In his narrative, one moment sticks in memory like the jab of a bayonet to the gut. It was the moment when his fiancée, Kristine Ramos, 33, looked at her ex-husband and said, "No, don't" — her last words before the shots that killed her.

"You think when this happens, it only happens in the movies," said Gonzales, 38, a stocky materials assembler at a high-tech company. "My thought was, 'Oh, my god, it's really happening.' I still hear the way she said, 'No, don't.' "

Several years ago, I swore I would attempt no more stories about child custody battles. There were too many complications, too much truth for any one side to claim it all. And it would take me far too long to parse the real facts.

This story, however, has a victim who cannot be anything but a victim: Kristine Ramos. It has a defendant: her ex-husband, Daniel Tilbury, 34. And it has a narrator: Fabian Gonzales, who tells the story as a tribute to his love for her and the children she left behind.

Even when this week's preliminary hearing is concluded — and after the case is eventually tried or settled — it will be the children who bear the brunt of this

tragedy, the unlikely combination of seven kids who melded far better than anyone had a right to expect.

Kristine Ramos, an independent and resourceful woman who was the daughter of former KPIX newsman Manny Ramos, started living with Gonzales four years before her death, when her marriage to Tilbury had disintegrated.

Ramos and Tilbury had agreed to share custody of their three kids, known as "the boys:" — Hunter, now 8; Jacob, 7; and Justin, 5. The boys were joined by four more kids: Gabriel, now 15, Kristine's son by a previous relationship; Isaac, 10, Gonzales' son from a previous relationship; and two children they had together: Madison, now 3, and Aidan, 2.

Despite the odds, this seemed to work in a creaky fashion. When the family went into a restaurant, no one talked of blending. The kids got along.

Then, a few months before the shooting, Tilbury got a job as a network engineer in Washington state — and by Gonzales' account, talked of taking "the boys" with him.

Court order

Kristine Ramos was determined that this would not happen.
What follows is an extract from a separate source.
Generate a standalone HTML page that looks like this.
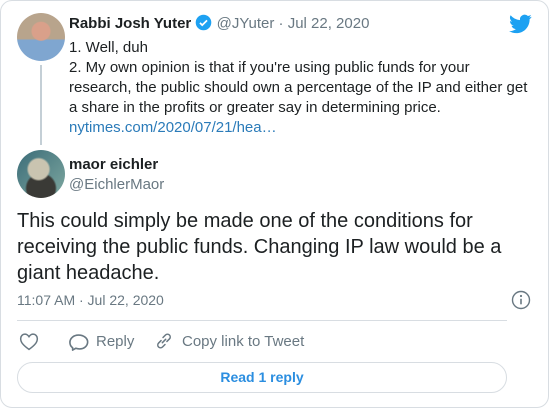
<!DOCTYPE html>
<html><head><style>
body{margin:0;width:550px;height:410px;background:#fff;font-family:"Liberation Sans",sans-serif;position:relative;overflow:hidden}
.card{position:absolute;left:0;top:0;width:547px;height:406px;border:1px solid #d8dde2;border-radius:12px}
.a{position:absolute}
.t{color:#1c2022;font-size:15px;white-space:nowrap}
</style></head><body>
<div class="card"></div>
<div class="a" style="left:17px;top:13px;width:48px;height:48px;border-radius:50%;background:radial-gradient(circle at 50% 38%,#d9a08a 0 9px,transparent 10px),linear-gradient(#b8a48c 0 55%,#7fa6d0 55%)"></div>
<div class="a" style="left:40px;top:65px;width:2px;height:80px;background:#c4cfd6"></div>
<div class="a t" style="left:69px;top:14px;line-height:20px"><b>Rabbi Josh Yuter</b> <svg width="17" height="17" viewBox="0 0 24 24" style="vertical-align:-3px"><circle cx="12" cy="12" r="11" fill="#1da1f2"/><path d="M7 12.5l3.2 3.2L17 9" stroke="#fff" stroke-width="2.4" fill="none"/></svg> <span style="color:#697882">@JYuter · Jul 22, 2020</span></div>
<div class="a t" style="left:69px;top:38px;line-height:20px">1. Well, duh<br>2. My own opinion is that if you're using public funds for your<br>research, the public should own a percentage of the IP and either get<br>a share in the profits or greater say in determining price.<br><span style="color:#2b7bb9">nytimes.com/2020/07/21/hea…</span></div>
<svg class="a" style="left:509px;top:14px" width="23" height="20" viewBox="0 0 24 20"><path fill="#1da1f2" d="M23.6 2.4c-.9.4-1.8.6-2.8.8 1-.6 1.8-1.600 2.1-2.7-1 .6-2 1-3.1 1.2A4.9 4.9 0 0 0 11.5 6 13.9 13.9 0 0 1 1.7.9a4.9 4.9 0 0 0 1.5 6.6c-.8 0-1.6-.3-2.2-.6 0 2.4 1.7 4.4 3.9 4.8-.7.2-1.5.2-2.2.1.6 2 2.4 3.4 4.6 3.4A9.9 9.9 0 0 1 0 17.3 14 14 0 0 0 7.5 19.5c9.1 0 14-7.5 14-14v-.6c1-.7 1.8-1.6 2.1-2.5z"/></svg>
<div class="a" style="left:17px;top:150px;width:48px;height:48px;border-radius:50%;background:radial-gradient(circle at 45% 40%,#c9c4b0 0 10px,transparent 12px),radial-gradient(circle at 50% 80%,#3a3a36 0 14px,transparent 16px),linear-gradient(135deg,#3b6c78,#7ea8a0)"></div>
<div class="a t" style="left:69px;top:156px;font-weight:bold">maor eichler</div>
<div class="a t" style="left:69px;top:176px;color:#697882">@EichlerMaor</div>
<div class="a t" style="left:17px;top:208px;font-size:20px;line-height:26px">This could simply be made one of the conditions for<br>receiving the public funds. Changing IP law would be a<br>giant headache.</div>
<div class="a t" style="left:17px;top:292px;color:#697882;font-size:14px">11:07 AM · Jul 22, 2020</div>
<svg class="a" style="left:511px;top:290px" width="20" height="20" viewBox="0 0 20 20"><circle cx="10" cy="10" r="8.5" stroke="#697882" stroke-width="1.4" fill="none"/><circle cx="10" cy="6" r="1.1" fill="#697882"/><path d="M10 8.8v5.5" stroke="#697882" stroke-width="1.6"/></svg>
<div class="a" style="left:17px;top:320px;width:490px;height:1px;background:#d8dde2"></div>
<svg class="a" style="left:19px;top:332px" width="20" height="19" viewBox="0 0 24 22"><path d="M12 20.5C5 15.5 2 12 2 7.5 2 4.5 4.3 2.2 7 2.2c2 0 3.6 1 5 3 1.4-2 3-3 5-3 2.7 0 5 2.3 5 5.3 0 4.5-3 8-10 13z" stroke="#697882" stroke-width="1.8" fill="none"/></svg>
<svg class="a" style="left:68px;top:331px" width="22" height="20" viewBox="0 0 24 22"><path d="M5 18.5c-2-1.5-3-3.6-3-6 0-4.5 4-8 9.5-8s10 3.3 10 7.6c0 4.4-4 7.6-9 7.6-1.5 0-2.8-.2-4-.7L5 21z" stroke="#697882" stroke-width="1.8" fill="none" stroke-linejoin="round"/></svg>
<div class="a t" style="left:96px;top:333px;color:#697882;font-size:15px">Reply</div>
<svg class="a" style="left:154px;top:331px" width="20" height="20" viewBox="0 0 24 24"><path d="M10 14l4-4M8.5 11.5l-3 3a3.3 3.3 0 0 0 4.7 4.7l3-3M15.5 12.5l3-3a3.3 3.3 0 0 0-4.7-4.7l-3 3" stroke="#697882" stroke-width="1.8" fill="none" stroke-linecap="round"/></svg>
<div class="a t" style="left:182px;top:333px;color:#697882;font-size:15px">Copy link to Tweet</div>
<div class="a" style="left:17px;top:362px;width:488px;height:29px;border:1px solid #d8dde2;border-radius:16px;text-align:center;line-height:29px;color:#2b8ee0;font-weight:bold;font-size:14px">Read 1 reply</div>
</body></html>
Fabian says she preferred to compromise with her ex-husband. But when the idea of taking the boys out of state persisted, she obtained a court order giving her 100 percent custody.

"I don't think he could handle the loss of control," Gonzales explained of Tilbury. "Once he moved to Washington and he realized we'd have the kids 100 percent of the time, he lost the last bit of control, and it drove him over the edge."

By Gonzales' account, that set in motion the events of Dec. 29, 2008. Several days before, Ramos had let "the boys" visit their father at his parents' house. This time, she called to tell her ex — firmly — that she wanted them back. The police say Tilbury then drove over to her house in South San Jose.

"Daniel walked toward us and pulled out a gun and shot Kristine several times, killing her in the presence of our kids," Gonzales said. "It was like I wasn't even there. He was dead focused on her."

The other side

Is there another side to the story? Did the prospect of losing custody of his boys push Tilbury to rage? Tilbury's attorney, deputy public defender Sylvia Perez, didn't return my call. Neither did Tilbury's parents, who had hosted his kids on the night Ramos was killed.

We know that there is a victim, a defendant and a narrator. And that narrator now is trying to raise half that family on his own: Isaac, Madison and Aidan. The three "boys" live with Tilbury's parents, and Gabriel lives with a relative of Kristine's. Gonzales says he tries to see the boys every other weekend.

You realize that Fabian Gonzales, this bereft and eloquent father who has to rise at 5 a.m. to get his kids ready for school before leaving for work, is trying to hold together the strands of his family by telling the story of what ripped them apart.

"How can I tell these kids just how great a mother she was?" he asked. "The single most important thing in her life was her children. She lived and died for her children."